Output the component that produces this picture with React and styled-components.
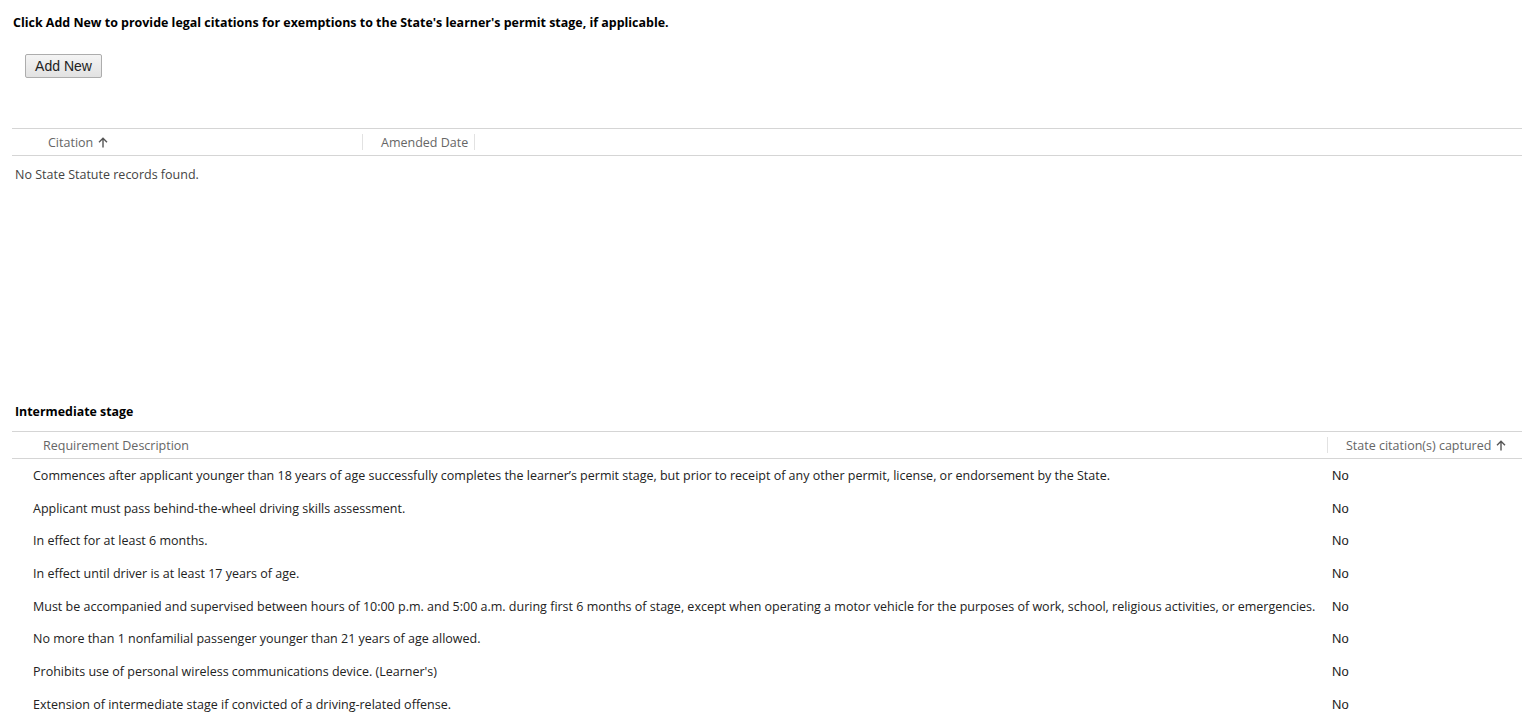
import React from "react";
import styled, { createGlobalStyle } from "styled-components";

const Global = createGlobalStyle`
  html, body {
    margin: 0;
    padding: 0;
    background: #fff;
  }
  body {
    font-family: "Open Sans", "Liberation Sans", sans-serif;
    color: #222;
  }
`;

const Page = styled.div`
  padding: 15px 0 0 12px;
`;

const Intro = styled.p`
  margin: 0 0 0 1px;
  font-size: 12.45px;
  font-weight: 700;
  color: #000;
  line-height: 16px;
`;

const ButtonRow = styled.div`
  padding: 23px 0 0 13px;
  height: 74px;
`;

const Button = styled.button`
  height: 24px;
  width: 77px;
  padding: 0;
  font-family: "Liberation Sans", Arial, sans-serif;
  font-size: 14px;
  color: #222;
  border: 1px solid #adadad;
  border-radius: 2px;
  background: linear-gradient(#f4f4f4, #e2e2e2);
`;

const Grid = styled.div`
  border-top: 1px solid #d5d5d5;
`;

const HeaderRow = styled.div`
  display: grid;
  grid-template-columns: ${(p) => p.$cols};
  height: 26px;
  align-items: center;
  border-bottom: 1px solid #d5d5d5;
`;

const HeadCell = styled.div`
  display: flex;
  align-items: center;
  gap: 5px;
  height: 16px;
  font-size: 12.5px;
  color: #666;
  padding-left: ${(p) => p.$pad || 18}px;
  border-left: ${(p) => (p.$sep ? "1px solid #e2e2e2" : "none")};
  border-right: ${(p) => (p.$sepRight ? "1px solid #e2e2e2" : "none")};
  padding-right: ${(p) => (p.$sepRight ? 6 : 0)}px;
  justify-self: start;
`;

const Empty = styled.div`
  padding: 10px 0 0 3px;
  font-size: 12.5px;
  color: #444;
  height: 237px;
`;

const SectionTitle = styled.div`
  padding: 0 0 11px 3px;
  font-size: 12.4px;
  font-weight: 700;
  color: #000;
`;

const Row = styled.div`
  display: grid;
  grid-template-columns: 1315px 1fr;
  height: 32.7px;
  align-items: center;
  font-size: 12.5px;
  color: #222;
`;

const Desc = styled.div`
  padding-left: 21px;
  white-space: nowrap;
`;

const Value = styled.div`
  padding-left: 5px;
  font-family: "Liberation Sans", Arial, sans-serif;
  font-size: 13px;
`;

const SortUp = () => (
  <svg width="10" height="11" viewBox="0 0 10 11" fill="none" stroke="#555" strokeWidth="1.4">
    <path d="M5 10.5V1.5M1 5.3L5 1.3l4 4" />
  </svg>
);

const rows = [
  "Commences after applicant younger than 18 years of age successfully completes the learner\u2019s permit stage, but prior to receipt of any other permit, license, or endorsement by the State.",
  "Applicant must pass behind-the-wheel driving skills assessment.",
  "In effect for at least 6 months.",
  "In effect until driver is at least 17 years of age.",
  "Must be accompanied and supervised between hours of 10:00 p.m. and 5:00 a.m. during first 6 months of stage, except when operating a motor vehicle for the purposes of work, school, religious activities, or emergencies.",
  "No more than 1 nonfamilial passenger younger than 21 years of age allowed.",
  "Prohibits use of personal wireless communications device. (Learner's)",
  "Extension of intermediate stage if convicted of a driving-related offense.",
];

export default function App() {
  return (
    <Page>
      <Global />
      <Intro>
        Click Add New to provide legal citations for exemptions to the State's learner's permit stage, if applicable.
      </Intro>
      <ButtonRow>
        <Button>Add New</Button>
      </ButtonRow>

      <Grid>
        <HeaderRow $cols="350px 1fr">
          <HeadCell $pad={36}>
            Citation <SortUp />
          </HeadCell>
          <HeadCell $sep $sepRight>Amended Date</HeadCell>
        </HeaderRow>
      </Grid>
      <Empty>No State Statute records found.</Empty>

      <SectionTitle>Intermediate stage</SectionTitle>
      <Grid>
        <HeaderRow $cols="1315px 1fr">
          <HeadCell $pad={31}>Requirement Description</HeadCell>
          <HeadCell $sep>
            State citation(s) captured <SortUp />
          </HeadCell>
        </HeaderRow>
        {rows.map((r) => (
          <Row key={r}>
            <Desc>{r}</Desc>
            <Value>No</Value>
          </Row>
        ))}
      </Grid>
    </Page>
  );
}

---

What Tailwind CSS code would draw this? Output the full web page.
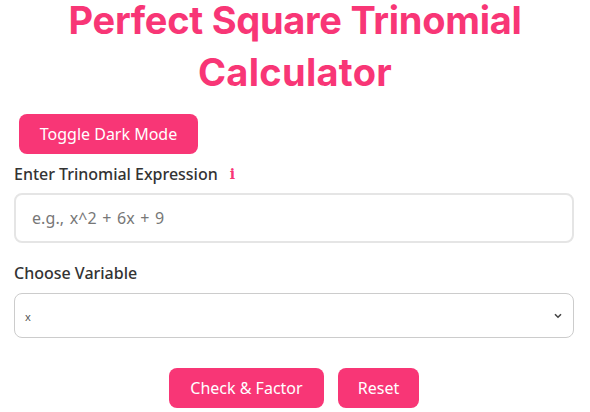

WRITTEN EXERCISE -> Pick out and copy the lines of the material that include the word "React".

RESPONSE ->
Output the component that produces this picture with React and styled-components.
import React from "react";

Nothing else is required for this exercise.